Some of the steps that can be considered include – (a) having a comprehensive and recurring anti-bribery training program, (b) having documented anti-bribery policies and sending highlights of such policies from time-to-time to employees and third-parties, (c) conducting appropriate due diligence of third parties engaged by Indian companies (particularly those which represent the Indian companies before government authorities), (d) including appropriate provisions in the agreements with third parties requiring them to comply with anti-bribery laws, (e) verifying any payments made to third parties and collecting appropriate supporting documents, (f) communicating to the third parties from time-to-time about the importance of compliance with anti-bribery laws, and (g) properly and accurately recording all payments which are made by Indian companies (or other entities on their behalf).

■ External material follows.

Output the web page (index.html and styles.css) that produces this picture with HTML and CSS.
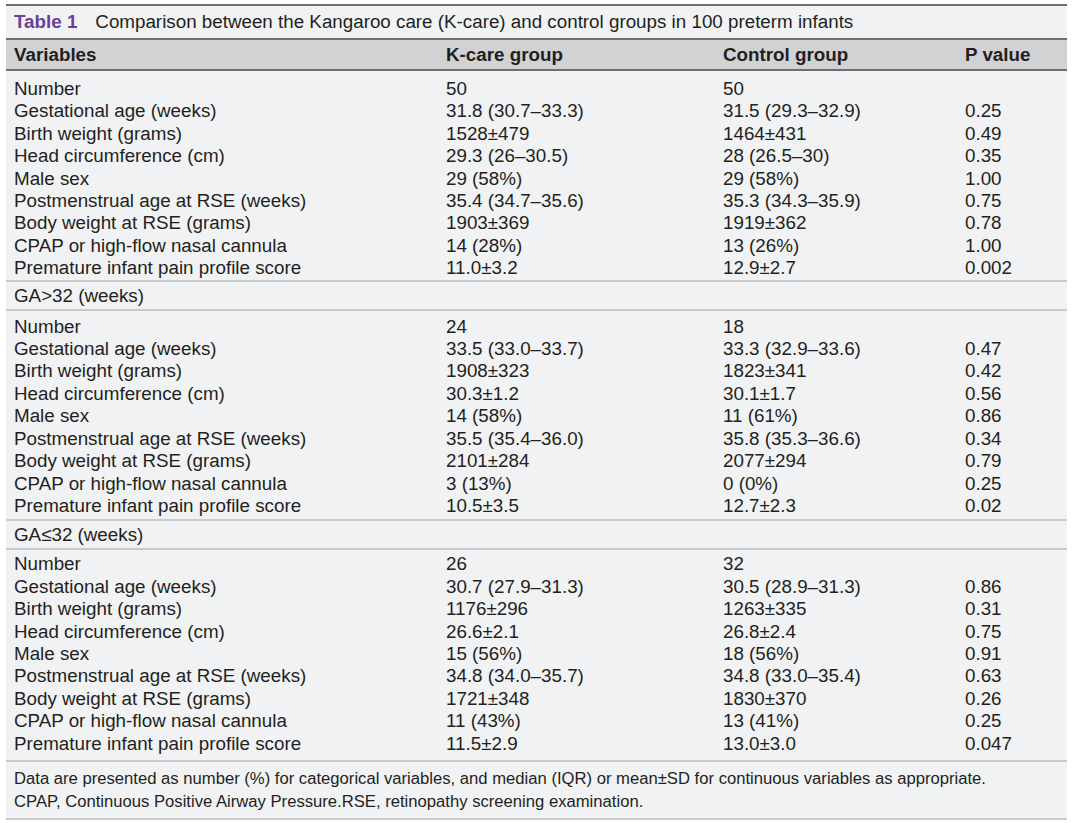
FILE: index.html
```html
<!DOCTYPE html>
<html>
<head>
<meta charset="utf-8">
<link rel="stylesheet" href="styles.css">
</head>
<body>
<div class="table">
  <div class="caption"><span class="tno">Table 1</span><span class="ctext">Comparison between the Kangaroo care (K-care) and control groups in 100 preterm infants</span></div>
  <div class="row head"><div>Variables</div><div>K-care group</div><div>Control group</div><div>P value</div></div>
  <div class="block b1">
    <div class="row"><div>Number</div><div>50</div><div>50</div><div></div></div>
    <div class="row"><div>Gestational age (weeks)</div><div>31.8 (30.7–33.3)</div><div>31.5 (29.3–32.9)</div><div>0.25</div></div>
    <div class="row"><div>Birth weight (grams)</div><div>1528±479</div><div>1464±431</div><div>0.49</div></div>
    <div class="row"><div>Head circumference (cm)</div><div>29.3 (26–30.5)</div><div>28 (26.5–30)</div><div>0.35</div></div>
    <div class="row"><div>Male sex</div><div>29 (58%)</div><div>29 (58%)</div><div>1.00</div></div>
    <div class="row"><div>Postmenstrual age at RSE (weeks)</div><div>35.4 (34.7–35.6)</div><div>35.3 (34.3–35.9)</div><div>0.75</div></div>
    <div class="row"><div>Body weight at RSE (grams)</div><div>1903±369</div><div>1919±362</div><div>0.78</div></div>
    <div class="row"><div>CPAP or high-flow nasal cannula</div><div>14 (28%)</div><div>13 (26%)</div><div>1.00</div></div>
    <div class="row"><div>Premature infant pain profile score</div><div>11.0±3.2</div><div>12.9±2.7</div><div>0.002</div></div>
  </div>
  <div class="group">GA&gt;32 (weeks)</div>
  <div class="block b2">
    <div class="row"><div>Number</div><div>24</div><div>18</div><div></div></div>
    <div class="row"><div>Gestational age (weeks)</div><div>33.5 (33.0–33.7)</div><div>33.3 (32.9–33.6)</div><div>0.47</div></div>
    <div class="row"><div>Birth weight (grams)</div><div>1908±323</div><div>1823±341</div><div>0.42</div></div>
    <div class="row"><div>Head circumference (cm)</div><div>30.3±1.2</div><div>30.1±1.7</div><div>0.56</div></div>
    <div class="row"><div>Male sex</div><div>14 (58%)</div><div>11 (61%)</div><div>0.86</div></div>
    <div class="row"><div>Postmenstrual age at RSE (weeks)</div><div>35.5 (35.4–36.0)</div><div>35.8 (35.3–36.6)</div><div>0.34</div></div>
    <div class="row"><div>Body weight at RSE (grams)</div><div>2101±284</div><div>2077±294</div><div>0.79</div></div>
    <div class="row"><div>CPAP or high-flow nasal cannula</div><div>3 (13%)</div><div>0 (0%)</div><div>0.25</div></div>
    <div class="row"><div>Premature infant pain profile score</div><div>10.5±3.5</div><div>12.7±2.3</div><div>0.02</div></div>
  </div>
  <div class="group">GA≤32 (weeks)</div>
  <div class="block b3">
    <div class="row"><div>Number</div><div>26</div><div>32</div><div></div></div>
    <div class="row"><div>Gestational age (weeks)</div><div>30.7 (27.9–31.3)</div><div>30.5 (28.9–31.3)</div><div>0.86</div></div>
    <div class="row"><div>Birth weight (grams)</div><div>1176±296</div><div>1263±335</div><div>0.31</div></div>
    <div class="row"><div>Head circumference (cm)</div><div>26.6±2.1</div><div>26.8±2.4</div><div>0.75</div></div>
    <div class="row"><div>Male sex</div><div>15 (56%)</div><div>18 (56%)</div><div>0.91</div></div>
    <div class="row"><div>Postmenstrual age at RSE (weeks)</div><div>34.8 (34.0–35.7)</div><div>34.8 (33.0–35.4)</div><div>0.63</div></div>
    <div class="row"><div>Body weight at RSE (grams)</div><div>1721±348</div><div>1830±370</div><div>0.26</div></div>
    <div class="row"><div>CPAP or high-flow nasal cannula</div><div>11 (43%)</div><div>13 (41%)</div><div>0.25</div></div>
    <div class="row"><div>Premature infant pain profile score</div><div>11.5±2.9</div><div>13.0±3.0</div><div>0.047</div></div>
  </div>
  <div class="foot">
    <p>Data are presented as number (%) for categorical variables, and median (IQR) or mean±SD for continuous variables as appropriate.</p>
    <p>CPAP, Continuous Positive Airway Pressure.RSE, retinopathy screening examination.</p>
  </div>
</div>
</body>
</html>
```

FILE: styles.css
```css
* { box-sizing: border-box; }
html, body { margin: 0; padding: 0; background: #ffffff; }
body {
  font-family: "Liberation Sans", Arial, sans-serif;
  color: #231f20;
  font-size: 18.8px;
  padding: 4px 0 0 6px;
}
.table {
  width: 1061px;
  background: #f1f2f4;
  border-top: 2px solid #6d6e70;
  border-bottom: 2px solid #c9cacc;
}
.caption {
  height: 32px;
  line-height: 32px;
  padding-left: 8px;
  white-space: nowrap;
}
.tno {
  color: #6b3f99;
  font-weight: bold;
  margin-right: 18px;
}
.row {
  display: grid;
  grid-template-columns: 432px 277px 242px 1fr;
  padding-left: 8px;
  line-height: 22.4px;
  white-space: nowrap;
}
.row.head {
  background: #d1d2d4;
  border-top: 2px solid #6d6e70;
  border-bottom: 2px solid #6d6e70;
  font-weight: bold;
  line-height: 29px;
}
.block { padding: 7px 0 0; }
.b2 { padding: 5px 0 2px; }
.b3 { padding: 3px 0 5px; }
.group {
  border-top: 2px solid #c9cacc;
  border-bottom: 2px solid #c9cacc;
  padding-left: 8px;
  line-height: 27px;
}
.foot {
  border-top: 2px solid #c9cacc;
  padding: 5.5px 0 4.5px 8px;
  font-size: 16.65px;
  line-height: 23px;
}
.foot p { margin: 0; }
```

Any laxity in implementing these minimum checks can severely negatively impact the Indian company, its overseas parent and associated personnel. In addition to hefty penalties that may be levied, instances of bribery can have other damaging consequences including negative press, hampering the ability to engage with government going forward, blacklisting, etc. There can even be incremental action under various Indian laws, including the revamped Indian anti-corruption law, which now penalizes and contemplates imprisonment for bribe givers and monetary fines on commercial organizations.